While WWDC 2022 was relatively non-disruptive for mobile growth, there's still plenty of news to cover.
If you want a full run-down with commentary, including everything we know about SKAdNetwork 4.0 and Apple's newly re-emphasized App Tracking Transparency guidance, I have two options for you:
- Watch this webinar our team at Branch hosted on Friday. It's a recap of everything you need to know, designed for quick consumption.
- Tune in for the next Mobile Dev Memo podcast episode, which will be out on Monday (watch for it in the Spotify or Apple Podcasts feeds). Eric Seufert and I went waaaay into the weeds on how everything works, and what it likely means for the future of the ecosystem.
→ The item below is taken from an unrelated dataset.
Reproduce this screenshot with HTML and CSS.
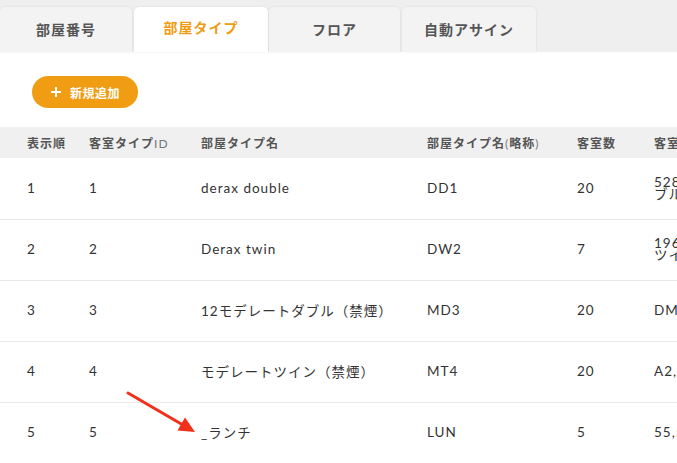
FILE: index.html
```html
<!DOCTYPE html>
<html lang="ja">
<head>
<meta charset="utf-8">
<link rel="stylesheet" href="styles.css">
</head>
<body>
<div class="page">
  <nav class="tabs">
    <div class="tab t1">部屋番号</div>
    <div class="tab t2 active">部屋タイプ</div>
    <div class="tab t3">フロア</div>
    <div class="tab t4">自動アサイン</div>
  </nav>
  <div class="content">
    <button class="add-btn">
      <svg class="plus" width="10" height="10" viewBox="0 0 10 10"><path d="M5 0V10M0 5H10" stroke="#fff" stroke-width="2"/></svg>
      <span>新規追加</span>
    </button>
    <div class="table-wrap">
      <table class="grid">
        <colgroup>
          <col class="c1"><col class="c2"><col class="c3"><col class="c4"><col class="c5"><col class="c6">
        </colgroup>
        <thead>
          <tr>
            <th>表示順</th>
            <th>客室タイプ<span class="lt">ID</span></th>
            <th>部屋タイプ名</th>
            <th>部屋タイプ名<span class="lt">(</span>略称<span class="lt">)</span></th>
            <th>客室数</th>
            <th>客室番号</th>
          </tr>
        </thead>
        <tbody>
          <tr><td>1</td><td>1</td><td>derax double</td><td>DD1</td><td>20</td><td class="multi">528,529,530,531<br>ブルーム</td></tr>
          <tr><td>2</td><td>2</td><td>Derax twin</td><td>DW2</td><td>7</td><td class="multi">196,197,198<br>ツイン</td></tr>
          <tr><td>3</td><td>3</td><td>12モデレートダブル（禁煙）</td><td>MD3</td><td>20</td><td>DMD1,DMD2</td></tr>
          <tr><td>4</td><td>4</td><td>モデレートツイン（禁煙）</td><td>MT4</td><td>20</td><td>A2,A3,A4</td></tr>
          <tr><td>5</td><td>5</td><td>_ランチ</td><td>LUN</td><td>5</td><td>55,56,57</td></tr>
        </tbody>
      </table>
    </div>
  </div>
  <svg class="arrow" width="677" height="463" viewBox="0 0 677 463">
    <line x1="128" y1="393" x2="183" y2="425" stroke="#f0301a" stroke-width="3" stroke-linecap="round"/>
    <polygon points="195,432 177.5,430.5 185,417.5" fill="#f0301a"/>
  </svg>
</div>
</body>
</html>
```

FILE: styles.css
```css
* { box-sizing: border-box; }
html, body {
  margin: 0;
  padding: 0;
  background: #fff;
  overflow: hidden;
}
body {
  font-family: Lato, "Noto Sans CJK JP", sans-serif;
  color: #333;
  width: 677px;
  height: 463px;
}
.page {
  position: relative;
  width: 677px;
  height: 463px;
  overflow: hidden;
}
.tabs {
  display: flex;
  align-items: flex-end;
  gap: 2px;
  height: 52px;
  padding-top: 7px;
  background: #efefef;
}
.tab {
  height: 45px;
  display: flex;
  align-items: center;
  justify-content: center;
  background: #f3f3f3;
  border-radius: 5px 5px 0 0;
  box-shadow: 0 0 3px rgba(0,0,0,0.08);
  font-family: "Noto Sans CJK JP", sans-serif;
  font-weight: 700;
  font-size: 14px;
  letter-spacing: 1px;
  color: #555;
  padding-bottom: 2px;
}
.t1 { width: 132px; }
.t2 { width: 134px; }
.t3 { width: 131px; margin-left: -1px; }
.t4 { width: 134px; }
.tab.active {
  background: #fff;
  color: #f09c12;
  padding-bottom: 5px;
}
.content {
  padding-top: 24px;
}
.add-btn {
  margin-left: 32px;
  width: 106px;
  height: 32px;
  border: none;
  border-radius: 16px;
  background: #f09d13;
  color: #fff;
  display: flex;
  align-items: center;
  padding: 0 0 0 19px;
  gap: 9px;
  font-family: "Noto Sans CJK JP", sans-serif;
  font-weight: 700;
  font-size: 12px;
  letter-spacing: 0.5px;
  cursor: pointer;
}
.plus { flex: none; }
.table-wrap {
  margin-top: 19px;
  width: 677px;
  overflow: hidden;
}
.grid {
  table-layout: fixed;
  width: 900px;
  border-collapse: collapse;
}
.c1 { width: 89px; }
.c2 { width: 112px; }
.c3 { width: 226px; }
.c4 { width: 150px; }
.c5 { width: 77px; }
.c6 { width: 246px; }
.grid th, .grid td {
  text-align: left;
  padding: 0;
  white-space: nowrap;
  overflow: hidden;
}
.grid th:first-child, .grid td:first-child { padding-left: 27px; }
.grid thead th {
  height: 31px;
  background: #f0f0f0;
  font-family: "Noto Sans CJK JP", sans-serif;
  font-weight: 700;
  font-size: 12px;
  letter-spacing: 1px;
  color: #555;
}
.grid thead .lt {
  font-family: Lato, sans-serif;
  font-weight: 400;
  color: #777;
}
.grid tbody td {
  height: 61px;
  border-bottom: 1px solid #e9e9e9;
  font-size: 13.5px;
  letter-spacing: 1px;
  color: #333;
  padding-bottom: 1px;
}
.grid tbody td.multi {
  line-height: 12px;
}
.arrow {
  position: absolute;
  left: 0;
  top: 0;
  pointer-events: none;
}
```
If you prefer to get your updates directly from the source, here are the two most relevant tech sessions from WWDC:
- What's new with SKAdNetwork. All the new stuff in SKAdNetwork 4.0. While the official tech documentation has not yet been published, there's also a written summary from Apple of the new functionality here.
- Explore App Tracking Transparency. Apple's re-statement of the ATT policy, their opinion on 'separate-but-equal' attribution systems (not OK), and fingerprinting ('never allowed').
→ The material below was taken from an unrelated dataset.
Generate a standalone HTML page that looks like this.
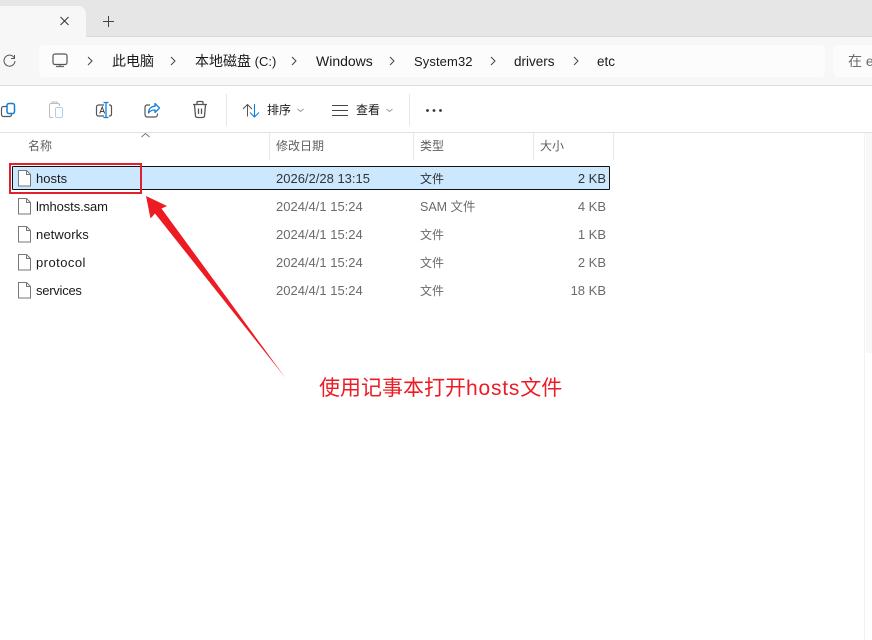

For a written technical breakdown of SKAdNetwork 4.0, the best I've seen so far is from the team at Singular. It covers all the main new pieces:
- Hierarchical Campaign (Source) IDs
- Hierarchical Conversion Values
- Coarse Grained Conversion Values
- Multiple Conversions (Postbacks)
- Support for Decreasing Conversion Values
- Mobile Web to App Support
- SKAdNetwork Testability Updates
My top-level takeaway is that SKAdNetwork 4.0 brings more data signal, in more situations, while also reducing the complexity of the system (previous versions of SKAN were somewhat over-engineered).
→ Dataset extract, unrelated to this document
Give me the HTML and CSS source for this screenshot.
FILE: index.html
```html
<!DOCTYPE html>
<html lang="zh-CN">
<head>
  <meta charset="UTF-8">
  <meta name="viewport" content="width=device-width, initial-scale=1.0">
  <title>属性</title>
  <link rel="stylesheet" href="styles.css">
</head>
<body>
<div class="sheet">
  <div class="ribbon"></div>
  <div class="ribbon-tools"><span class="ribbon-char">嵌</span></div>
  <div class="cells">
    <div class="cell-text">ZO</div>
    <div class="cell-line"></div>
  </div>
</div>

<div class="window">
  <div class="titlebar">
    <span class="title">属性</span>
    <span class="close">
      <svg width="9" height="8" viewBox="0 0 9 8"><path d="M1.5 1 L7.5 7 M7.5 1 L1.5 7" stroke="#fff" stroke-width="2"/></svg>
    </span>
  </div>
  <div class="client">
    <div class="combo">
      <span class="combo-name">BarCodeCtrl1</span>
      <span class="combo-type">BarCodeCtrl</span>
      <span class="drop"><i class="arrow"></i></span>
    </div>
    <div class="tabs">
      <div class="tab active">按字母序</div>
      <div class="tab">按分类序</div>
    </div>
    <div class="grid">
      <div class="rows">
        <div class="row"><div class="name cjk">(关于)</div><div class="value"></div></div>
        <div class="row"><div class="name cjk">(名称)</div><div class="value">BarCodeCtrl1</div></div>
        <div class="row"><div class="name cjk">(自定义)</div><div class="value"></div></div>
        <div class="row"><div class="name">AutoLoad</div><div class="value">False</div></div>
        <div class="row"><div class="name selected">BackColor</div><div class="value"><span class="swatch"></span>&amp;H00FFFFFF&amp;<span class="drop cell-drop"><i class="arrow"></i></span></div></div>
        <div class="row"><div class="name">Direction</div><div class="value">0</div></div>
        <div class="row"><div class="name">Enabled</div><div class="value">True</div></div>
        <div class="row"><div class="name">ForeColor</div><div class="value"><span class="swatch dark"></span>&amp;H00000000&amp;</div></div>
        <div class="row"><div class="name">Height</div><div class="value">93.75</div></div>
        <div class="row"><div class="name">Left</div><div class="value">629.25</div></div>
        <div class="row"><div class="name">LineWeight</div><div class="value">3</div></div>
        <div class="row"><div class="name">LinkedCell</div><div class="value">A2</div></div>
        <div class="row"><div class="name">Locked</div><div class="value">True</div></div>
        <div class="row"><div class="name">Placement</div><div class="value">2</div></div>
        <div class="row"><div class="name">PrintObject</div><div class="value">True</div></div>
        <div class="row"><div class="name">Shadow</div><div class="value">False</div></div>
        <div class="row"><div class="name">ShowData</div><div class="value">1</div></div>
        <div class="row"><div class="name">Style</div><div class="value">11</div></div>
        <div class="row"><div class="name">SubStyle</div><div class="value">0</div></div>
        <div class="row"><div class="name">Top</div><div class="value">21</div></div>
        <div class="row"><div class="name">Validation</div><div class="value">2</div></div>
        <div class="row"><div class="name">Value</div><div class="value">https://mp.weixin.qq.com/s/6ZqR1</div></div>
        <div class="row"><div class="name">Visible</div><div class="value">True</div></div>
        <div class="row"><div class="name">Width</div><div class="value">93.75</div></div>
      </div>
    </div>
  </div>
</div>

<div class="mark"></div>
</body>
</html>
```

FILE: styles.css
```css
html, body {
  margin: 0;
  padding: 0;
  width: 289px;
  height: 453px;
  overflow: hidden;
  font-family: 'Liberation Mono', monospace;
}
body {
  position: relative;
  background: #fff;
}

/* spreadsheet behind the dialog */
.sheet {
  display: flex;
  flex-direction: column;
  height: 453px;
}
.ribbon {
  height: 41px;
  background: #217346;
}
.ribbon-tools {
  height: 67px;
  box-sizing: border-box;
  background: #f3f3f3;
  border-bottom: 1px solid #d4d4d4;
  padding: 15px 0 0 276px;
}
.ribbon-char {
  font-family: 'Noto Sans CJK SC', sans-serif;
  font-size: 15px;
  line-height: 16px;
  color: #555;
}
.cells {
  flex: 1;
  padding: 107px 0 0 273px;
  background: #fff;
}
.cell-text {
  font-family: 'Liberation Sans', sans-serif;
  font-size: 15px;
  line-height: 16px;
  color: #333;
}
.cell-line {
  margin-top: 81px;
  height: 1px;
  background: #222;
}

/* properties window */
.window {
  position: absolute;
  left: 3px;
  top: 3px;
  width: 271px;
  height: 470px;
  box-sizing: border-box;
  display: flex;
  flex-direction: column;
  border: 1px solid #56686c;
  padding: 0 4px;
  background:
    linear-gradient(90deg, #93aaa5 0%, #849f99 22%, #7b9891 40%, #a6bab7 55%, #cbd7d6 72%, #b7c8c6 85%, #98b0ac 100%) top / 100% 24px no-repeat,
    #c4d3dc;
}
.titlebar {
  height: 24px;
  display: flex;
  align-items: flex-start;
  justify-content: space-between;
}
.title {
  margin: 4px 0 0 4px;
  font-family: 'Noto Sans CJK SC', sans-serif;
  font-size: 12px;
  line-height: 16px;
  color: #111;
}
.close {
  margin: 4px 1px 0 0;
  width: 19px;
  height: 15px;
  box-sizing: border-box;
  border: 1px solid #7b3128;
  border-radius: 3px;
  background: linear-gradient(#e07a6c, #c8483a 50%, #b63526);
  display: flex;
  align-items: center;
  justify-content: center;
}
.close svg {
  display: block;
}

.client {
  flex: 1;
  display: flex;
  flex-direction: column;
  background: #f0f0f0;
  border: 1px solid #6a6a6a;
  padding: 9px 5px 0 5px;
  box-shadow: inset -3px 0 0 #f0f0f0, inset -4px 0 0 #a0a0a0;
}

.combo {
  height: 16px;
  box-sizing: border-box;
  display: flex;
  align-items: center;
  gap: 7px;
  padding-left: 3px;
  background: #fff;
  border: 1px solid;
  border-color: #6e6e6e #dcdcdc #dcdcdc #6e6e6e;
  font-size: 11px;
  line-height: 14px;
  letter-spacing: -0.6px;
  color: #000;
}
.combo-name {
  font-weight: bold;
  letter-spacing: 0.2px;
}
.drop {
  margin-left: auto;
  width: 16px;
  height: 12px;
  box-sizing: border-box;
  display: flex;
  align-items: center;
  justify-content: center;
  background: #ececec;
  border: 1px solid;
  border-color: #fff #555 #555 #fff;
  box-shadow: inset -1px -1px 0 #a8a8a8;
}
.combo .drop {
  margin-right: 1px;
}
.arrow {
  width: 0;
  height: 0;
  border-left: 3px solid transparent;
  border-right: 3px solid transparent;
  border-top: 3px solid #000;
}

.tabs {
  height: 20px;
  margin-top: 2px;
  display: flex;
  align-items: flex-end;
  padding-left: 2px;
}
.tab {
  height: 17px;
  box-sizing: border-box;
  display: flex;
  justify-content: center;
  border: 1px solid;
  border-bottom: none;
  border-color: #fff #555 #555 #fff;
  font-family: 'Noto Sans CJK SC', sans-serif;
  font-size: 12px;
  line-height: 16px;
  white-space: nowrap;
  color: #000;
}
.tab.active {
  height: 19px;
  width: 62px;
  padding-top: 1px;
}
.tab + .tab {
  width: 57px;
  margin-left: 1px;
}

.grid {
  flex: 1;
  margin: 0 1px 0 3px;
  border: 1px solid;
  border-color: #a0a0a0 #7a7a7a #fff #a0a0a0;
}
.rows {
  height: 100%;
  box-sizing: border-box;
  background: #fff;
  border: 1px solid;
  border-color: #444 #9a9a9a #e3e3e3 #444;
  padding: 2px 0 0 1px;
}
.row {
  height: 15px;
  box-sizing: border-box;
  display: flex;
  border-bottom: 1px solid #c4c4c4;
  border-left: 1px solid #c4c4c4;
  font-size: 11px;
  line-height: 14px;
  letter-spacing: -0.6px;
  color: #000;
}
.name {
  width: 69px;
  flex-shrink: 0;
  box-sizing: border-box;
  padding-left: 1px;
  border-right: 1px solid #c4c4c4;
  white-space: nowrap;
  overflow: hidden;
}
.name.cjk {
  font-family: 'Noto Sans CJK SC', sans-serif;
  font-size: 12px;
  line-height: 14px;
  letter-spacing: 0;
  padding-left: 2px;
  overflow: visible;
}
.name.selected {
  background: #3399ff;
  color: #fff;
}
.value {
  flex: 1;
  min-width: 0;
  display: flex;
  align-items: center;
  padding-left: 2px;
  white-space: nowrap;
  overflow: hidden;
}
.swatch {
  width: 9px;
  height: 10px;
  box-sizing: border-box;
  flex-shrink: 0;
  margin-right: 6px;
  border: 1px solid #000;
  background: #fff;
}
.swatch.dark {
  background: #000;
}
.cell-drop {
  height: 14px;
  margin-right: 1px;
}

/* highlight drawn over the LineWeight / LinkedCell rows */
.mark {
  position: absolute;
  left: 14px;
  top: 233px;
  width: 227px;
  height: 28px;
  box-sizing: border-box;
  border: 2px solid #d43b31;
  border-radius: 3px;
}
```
It's still not perfect, and there is plenty left for SKAN 5.0, but this is a big step forward.
SKAdNetwork 4.0 is a major improvement, and should finally make SKAN a lot less painful for most apps.
…but the sad part is that all of this COULD have been version 1.0, if Apple had just talked to a few people before getting started.
This is a somewhat provocative Twitter thread, and worth reading.
Apple's tech session on ATT re-emphasizes the letter of the law on fingerprinting. It mostly uses the same words that have been out there for the last two years, but I agree with this article: there are some additional nuances this time.
- 'Tracking' is not just about IDFA. ATT applies to all forms of advertising tracking, and it's not just IDFA gating (IDFA is only mentioned once in the whole session). This was always clear in the policy, but the way Apple describes it this year seems to have subtly shifted.
- No separate-but-equal systems to SKAN. Apple specifically rules out workarounds based on processing user-level data but only outputting aggregated reports. In other words, you can't create 'separate-but-equal' systems to SKAN that work without user opt-in.
- Fingerprinting is never OK. Fingerprinting is addressed head-on: Apple says it's never allowed. While there are no explicit statements about upcoming enforcement plans, it's not hard to see this as a final warning.
Ultimately, while this further elimination of ambiguity is certainly welcome, I fear it still comes without sufficient specificity to force behavior change unless Apple also starts setting enforcement precedent.
According to Mark Twain, there is no such thing as a new idea. That applies to the iOS/macOS ecosystem too.
Apple has created flexible, accessible platforms on which developers are able to build pretty much anything they can imagine (yes, I recognize the question of whether those things can survive as sustainable businesses is a different issue). This means it's basically inevitable that when Apple themselves wants to build something new, someone else will have already given it a try.
The reality of 'getting Sherlocked' is almost as old as WWDC itself, and this year is no different. It is often devastating to the developer in question, but not always — for an example of a classy response, check out this tweet from the founder of Camo, a third-party app that makes it possible to use your iPhone as a webcam through your computer…pretty much exactly what Apple introduced this week with Continuity Camera.